Physical retail also creates useful data. Regional sell-through rates, scan data, planogram performance, and customer feedback can help brands understand where and why customers are choosing their products over competitors.

#8 Seasonal And Impulse Purchases Work In Retail’s Favor

Pet retail has strong seasonal patterns. Holiday gifting, summer outdoor activity, new pet adoption seasons, and everyday replenishment trips all drive foot traffic into pet stores.

Brands with shelf presence can benefit from these seasonal spikes without having to outbid competitors in paid search or social advertising.

Impulse purchases are also a real driver in pet retail.
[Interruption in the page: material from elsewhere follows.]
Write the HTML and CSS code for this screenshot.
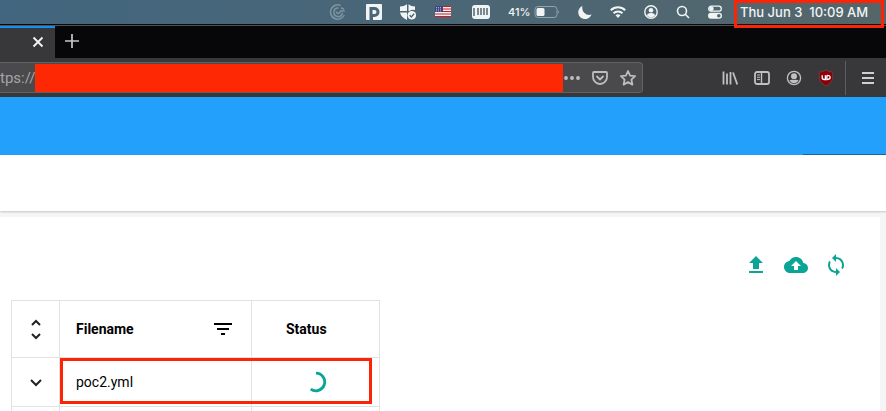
FILE: index.html
```html
<!DOCTYPE html>
<html lang="en">
<head>
<meta charset="utf-8">
<title>Files</title>
<link rel="stylesheet" href="styles.css">
</head>
<body>
<header class="menubar">
  <svg class="wide" viewBox="0 0 20 18" fill="none" stroke="#7f95a1" stroke-width="1.500" stroke-linecap="round"><path d="M12 2.200A7.200 7.200 0 1 0 16 12.500M10 5a4.300 4.300 0 1 0 4.300 5.500M8.500 9.200q1.500 2 3.200.3l1-1.500h3.500M13.500 5l2 1"/></svg>
  <svg class="std" viewBox="0 0 16 18"><path fill="#f1f4f5" fill-rule="evenodd" d="M1 1h14q1 0 1 1v14q0 1-1 1H7v-3h1.500a5 5 0 0 0 0-10H3.500V17H1q-1 0-1-1V2q0-1 1-1zM6.500 7h2a2 2 0 0 1 0 4h-2z"/></svg>
  <svg class="std" viewBox="0 0 16 18"><path fill="#f1f4f5" d="M7 1.200v6.800H0V3.500Q4 3.500 7 1.200zM8.500 1.200Q11 3.500 15 3.500V7Q12 6 9.500 8h-1zM0 9.500h7V17Q1 14 0 9.500z"/><circle cx="11.800" cy="12.300" r="4.300" fill="#f1f4f5"/><path d="M9.700 12.300l1.600 1.700 2.800-3.300" fill="none" stroke="#4c6674" stroke-width="1.400"/></svg>
  <svg class="wide" viewBox="0 0 20 18"><path fill="#f3eeee" d="M1 3h16v11H1z"/><path stroke="#c3202c" stroke-width="1.100" d="M1 3.500h16M1 6h16M1 8.500h16M1 11h16M1 13.500h16"/><path fill="#3d4480" d="M1 3h8v6H1z"/><path stroke="#c9cce0" stroke-width=".8" stroke-dasharray="1 1" d="M2 4.500h6M2 6.200h6M2 7.900h6"/></svg>
  <svg class="mem" viewBox="0 0 18 18"><rect y="2" width="18" height="14" rx="3" fill="#f1f4f5"/><path stroke="#50666f" stroke-width="1.500" d="M2 5v8M6 5v7M9 5v7M12 5v7M15 5v7"/></svg>
  <span class="power">41%<svg class="battery" viewBox="0 0 26 14"><rect x="1" y="1.500" width="22" height="11" rx="3" fill="none" stroke="#94a3a9"/><rect x="2.500" y="3" width="8" height="8" rx="1.500" fill="#f1f4f5"/><path d="M24 5.500q2 1.500 0 3z" fill="#94a3a9"/></svg></span>
  <svg class="small" viewBox="0 0 14 18"><path fill="#f1f4f5" d="M4.500 3A7 7 0 0 0 13.500 11.500 6.800 6.800 0 1 1 4.500 3z"/></svg>
  <svg class="std" viewBox="0 0 16 18" fill="none" stroke="#f1f4f5" stroke-width="2"><path d="M.8 7.300a10.300 10.300 0 0 1 14.400 0M3.500 10.300a6.500 6.500 0 0 1 9 0"/><path d="M5.500 12.200q2.500-2 5 0L8 15z" fill="#f1f4f5" stroke="none"/></svg>
  <svg class="small" viewBox="0 0 14 18"><circle cx="7" cy="9" r="6.200" fill="none" stroke="#f1f4f5" stroke-width="1.400"/><circle cx="7" cy="7.300" r="2.300" fill="#f1f4f5"/><path fill="#f1f4f5" d="M3 12.500q0-2.500 4-2.500t4 2.500Q9 14.500 7 14.500T3 12.500z"/></svg>
  <svg class="small" viewBox="0 0 14 18" fill="none" stroke="#f1f4f5" stroke-width="1.600"><circle cx="6" cy="8" r="4.500"/><path d="M9.300 11.300L13 15"/></svg>
  <svg class="small" viewBox="0 0 14 18"><rect x=".7" y="3.200" width="12.600" height="5" rx="2.500" fill="none" stroke="#f1f4f5" stroke-width="1.300"/><circle cx="3.500" cy="5.700" r="2.200" fill="#f1f4f5"/><rect y="9.800" width="14" height="6" rx="3" fill="#f1f4f5"/><circle cx="10.800" cy="12.800" r="1.800" fill="#52666e"/></svg>
  <time class="clock">Thu Jun 3&nbsp; 10:09 AM</time>
</header>
<div class="tabs">
  <div class="tab"><button class="plain" aria-label="Close tab"><svg class="small" viewBox="0 0 14 18"><path d="M2.500 3.500l9 9m0-9l-9 9" stroke="#f4f4f5" stroke-width="1.800"/></svg></button></div>
  <button class="plain new" aria-label="New tab"><svg class="std" viewBox="0 0 16 18"><path d="M1 8h14M8 1v14" stroke="#c7c7c9" stroke-width="1.700"/></svg></button>
</div>
<nav class="toolbar">
  <div class="address">
    <input class="url" aria-label="Address" value="tps://p">
    <span class="redaction"></span>
    <button class="plain" aria-label="Page actions"><svg class="std" viewBox="0 0 16 18" fill="#c0c0c2"><circle cx="2" cy="9" r="1.900"/><circle cx="8" cy="9" r="1.900"/><circle cx="14" cy="9" r="1.900"/></svg></button>
    <button class="plain" aria-label="Save to Pocket"><svg class="std" viewBox="0 0 16 18" fill="none" stroke="#bdbdbf" stroke-width="1.800" stroke-linecap="round" stroke-linejoin="round"><path d="M2 3h12q1 0 1 1v4a7 7 0 0 1-14 0V4q0-1 1-1z"/><path d="M5 7.500l3 3 3-3"/></svg></button>
    <button class="plain" aria-label="Bookmark"><svg class="std" viewBox="0 0 16 18"><path fill="none" stroke="#bdbdbf" stroke-width="1.800" stroke-linejoin="round" d="M8 2l2.100 4.600 5 .6-3.700 3.400 1 5L8 13.100l-4.400 2.500 1-5L.9 7.200l5-.6z"/></svg></button>
  </div>
  <div class="tools">
    <button class="plain" aria-label="Library"><svg class="std" viewBox="0 0 16 18"><path d="M1.500 2.500v13M5 4.500v11M8.500 3v12.500M11 3.500l4.300 12" stroke="#c0c0c2" stroke-width="1.800"/></svg></button>
    <button class="plain" aria-label="Sidebars"><svg class="std" viewBox="0 0 16 18" fill="none" stroke="#c0c0c2"><rect x="1" y="3" width="14" height="12" rx="2" stroke-width="1.800"/><path d="M7.500 3v12" stroke-width="1.400"/><path d="M3 6h3M3 8.300h3M3 10.600h3"/></svg></button>
    <button class="plain" aria-label="Account"><svg class="std" viewBox="0 0 16 18"><circle cx="8" cy="9" r="6.600" fill="none" stroke="#c0c0c2" stroke-width="1.300"/><circle cx="8" cy="7.200" r="3" fill="#c0c0c2"/><path fill="#c0c0c2" d="M3.500 11q2 .2 2.500-.5 2 1 4 0 .5.700 2.500.5Q11 14.200 8 14.200T3.500 11z"/></svg></button>
    <button class="plain" aria-label="uBlock Origin"><svg class="std" viewBox="0 0 16 18"><path fill="#8c0009" stroke="#74454a" stroke-width=".7" d="M8 1q3 2 6.800 2v5q0 5.500-6.800 9Q1.200 13.500 1.200 8V3Q5 3 8 1z"/><path d="M4.200 6.300v2.200q0 2 2 2h1.200V6.300M8.900 6.300v4.200q3.200 0 3.200-2.100T8.900 6.300" fill="none" stroke="#fff" stroke-width="1.300"/></svg></button>
    <button class="plain menu" aria-label="Menu"><svg class="small" viewBox="0 0 14 18"><path d="M1 4h12M1 9h12M1 14h12" stroke="#d0d0d2" stroke-width="1.800"/></svg></button>
  </div>
</nav>
<div class="banner"></div>
<div class="subheader"></div>
<main class="panel">
  <div class="actions">
    <button class="plain" aria-label="Upload"><svg class="action" viewBox="0 0 24 24"><path d="M9 16h6v-6h4l-7-7-7 7h4zm-4 2h14v2H5z"/></svg></button>
    <button class="plain" aria-label="Upload to cloud"><svg class="action" viewBox="0 0 24 24"><path d="M19.350 10.040C18.670 6.590 15.640 4 12 4 9.110 4 6.600 5.640 5.350 8.040 2.340 8.360 0 10.910 0 14c0 3.310 2.690 6 6 6h13c2.760 0 5-2.240 5-5 0-2.640-2.050-4.780-4.650-4.960zM14 13v4h-4v-4H7l5-5 5 5h-3z"/></svg></button>
    <button class="plain" aria-label="Refresh"><svg class="action" viewBox="0 0 24 24"><path d="M12 4V1L8 5l4 4V6c3.310 0 6 2.690 6 6 0 1.010-.25 1.970-.7 2.800l1.460 1.460C19.540 15.030 20 13.570 20 12c0-4.420-3.580-8-8-8zm0 14c-3.310 0-6-2.690-6-6 0-1.010.25-1.970.7-2.800L5.240 7.740C4.460 8.970 4 10.430 4 12c0 4.420 3.580 8 8 8v3l4-4-4-4v3z"/></svg></button>
  </div>
  <div class="listing">
    <table>
      <thead><tr>
        <th class="toggle"><button class="plain" aria-label="Expand all"><svg class="chevron" viewBox="0 0 16 24"><path d="M4 8l4-4 4 4M4 17l4 4 4-4"/></svg></button></th>
        <th class="name"><div class="heading">Filename<button class="plain" aria-label="Filter"><svg class="filter" viewBox="0 0 18 12"><path d="M0 1h18M3 6h12M7 11h4" stroke="#000" stroke-width="2"/></svg></button></div></th>
        <th class="status">Status</th>
      </tr></thead>
      <tbody>
        <tr>
          <td class="toggle"><button class="plain" aria-label="Expand row"><svg class="chevron" viewBox="0 0 16 24"><path d="M3 10l5 5 5-5"/></svg></button></td>
          <td class="name">poc2.yml</td>
          <td class="status"><svg class="spinner" viewBox="0 0 22 22" role="img" aria-label="Loading"><path d="M11 2.200a8.800 8.800 0 1 1-5.300 15.900" fill="none" stroke="#0aa594" stroke-width="2.800"/></svg></td>
        </tr>
        <tr><td></td><td></td><td></td></tr>
      </tbody>
    </table>
    <span class="mark"></span>
  </div>
</main>
</body>
</html>
```
FILE: styles.css
```css
* { box-sizing: border-box; }

body {
  margin: 0;
  height: 100vh;
  overflow: hidden;
  display: flex;
  flex-direction: column;
  background: #f5f5f5;
  color: #000;
  font-family: Roboto, sans-serif;
  font-size: 14px;
}

svg { display: block; flex: none; }

.plain {
  display: block;
  padding: 0;
  border: 0;
  background: none;
}

.small { width: 14px; height: 18px; }
.std { width: 16px; height: 18px; }
.mem { width: 18px; height: 18px; }
.wide { width: 20px; height: 18px; }

.menubar {
  flex: none;
  display: flex;
  justify-content: flex-end;
  align-items: center;
  gap: 18px;
  height: 25px;
  padding-right: 18px;
  border-bottom: 1px solid #08090b;
  background: linear-gradient(90deg, #42667f, #4b6676 50%, #54666a);
  color: #f1f4f5;
  font-family: Inter, sans-serif;
}

.power {
  display: flex;
  align-items: center;
  justify-content: space-between;
  width: 52px;
  font-size: 11px;
  font-weight: 500;
}

.battery { width: 26px; height: 14px; }

.clock {
  position: relative;
  width: 128px;
  font-size: 13px;
  font-weight: 500;
  line-height: 24px;
  white-space: nowrap;
}

.clock::after {
  content: "";
  position: absolute;
  inset: 0 -16px -4px -6px;
  border: 3px solid #fb2406;
  z-index: 1;
}

.tabs {
  flex: none;
  display: flex;
  height: 33px;
  border-top: 1px solid #515153;
  background: #070709;
}

.tab {
  display: flex;
  align-items: center;
  justify-content: flex-end;
  width: 55px;
  padding-right: 10px;
  border-top: 2px solid #1490f5;
  background: #38383a;
}

.new { margin-left: 9px; }

.toolbar {
  flex: none;
  display: flex;
  align-items: center;
  justify-content: space-between;
  height: 39px;
  background: #38383a;
}

.address {
  flex: 1;
  display: flex;
  align-items: center;
  gap: 12px;
  height: 31px;
  margin-right: 79px;
  padding-right: 6px;
  border: 1px solid #626264;
  border-left: 0;
  border-radius: 0 4px 4px 0;
  background: #4a4a4c;
}

.url {
  width: 35px;
  margin-right: -12px;
  padding: 0;
  border: 0;
  background: none;
  color: #a5a5a7;
  font-family: Roboto, sans-serif;
  font-size: 15px;
}

.redaction {
  flex: 1;
  height: 28px;
  margin-right: -11px;
  background: #ff2805;
}

.tools {
  display: flex;
  align-items: center;
  gap: 16px;
  padding-right: 11px;
}

.menu {
  margin-left: -5px;
  padding: 8px 0 8px 15px;
  border-left: 1px solid #5e5e60;
}

.banner {
  flex: none;
  height: 58px;
  background: linear-gradient(#1e659b, #1e659b) right bottom / 83px 1px no-repeat, #22a0fb;
}

.subheader {
  flex: none;
  height: 56px;
  background: #fff;
  box-shadow: 0 1px 2px #0003;
}

.panel {
  flex: 1;
  min-height: 0;
  margin: 6px 6px 0 0;
  padding: 36px 32px 0 11px;
  overflow: hidden;
  background: #fff;
}

.actions {
  display: flex;
  justify-content: flex-end;
  gap: 16px;
  margin-bottom: 23px;
}

.action {
  width: 24px;
  height: 24px;
  fill: #0aa594;
}

.listing {
  position: relative;
  width: 369px;
}

table {
  width: 100%;
  border-collapse: collapse;
  table-layout: fixed;
}

th, td {
  height: 49px;
  padding: 0;
  border: 1px solid #e2e2e2;
  text-align: left;
}

th {
  height: 57px;
  font-weight: 700;
}

.toggle { width: 48px; }
.toggle .plain { margin: 0 auto; }
.name { width: 192px; padding: 0 16px; }
th.status { padding-left: 34px; }

.chevron {
  width: 16px;
  height: 24px;
  fill: none;
  stroke: #222;
  stroke-width: 2;
}

.heading {
  display: flex;
  align-items: center;
  justify-content: space-between;
}

.filter { width: 18px; height: 12px; margin-right: 3px; }

.spinner { width: 22px; height: 22px; margin: 0 auto; }

.mark {
  position: absolute;
  top: 58px;
  left: 49px;
  right: 8px;
  height: 46px;
  border: 3px solid #fb2406;
}
```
A customer may enter the store for dog food and discover a harness, leash, safety light, or GPS Fitness Tracker on a well-positioned display.

That kind of discovery is difficult to create online, especially when the customer was not actively searching for the product.

The Bottom Line

The idea that e-commerce has made physical retail obsolete may sound convincing, but it does not reflect how the pet industry actually works.

Customers still walk into stores in large numbers to buy products for their animals. They still seek advice, touch products before buying, and respond to the emotional environment that a well-merchandised pet store creates.

For pet manufacturers, the question is not whether to pursue brick and mortar retail. The real question is how to build it strategically alongside digital channels.

The brands that will define the next decade of the pet category are the ones that treat physical and digital retail as complementary forces, with each channel making the other stronger.

Getting on the shelf is hard. Staying there requires a great product, consistent sell-through, and genuine retail partnership. But for brands that earn it, the shelf can become one of the most durable competitive advantages in the business.

The shelf is not the past. For pet brands with the right product and the right strategy, it is very much the future.

At Healthy Harness, we are committed to supporting regional and independent pet retailers because we believe great products deserve to be discovered both online and in person.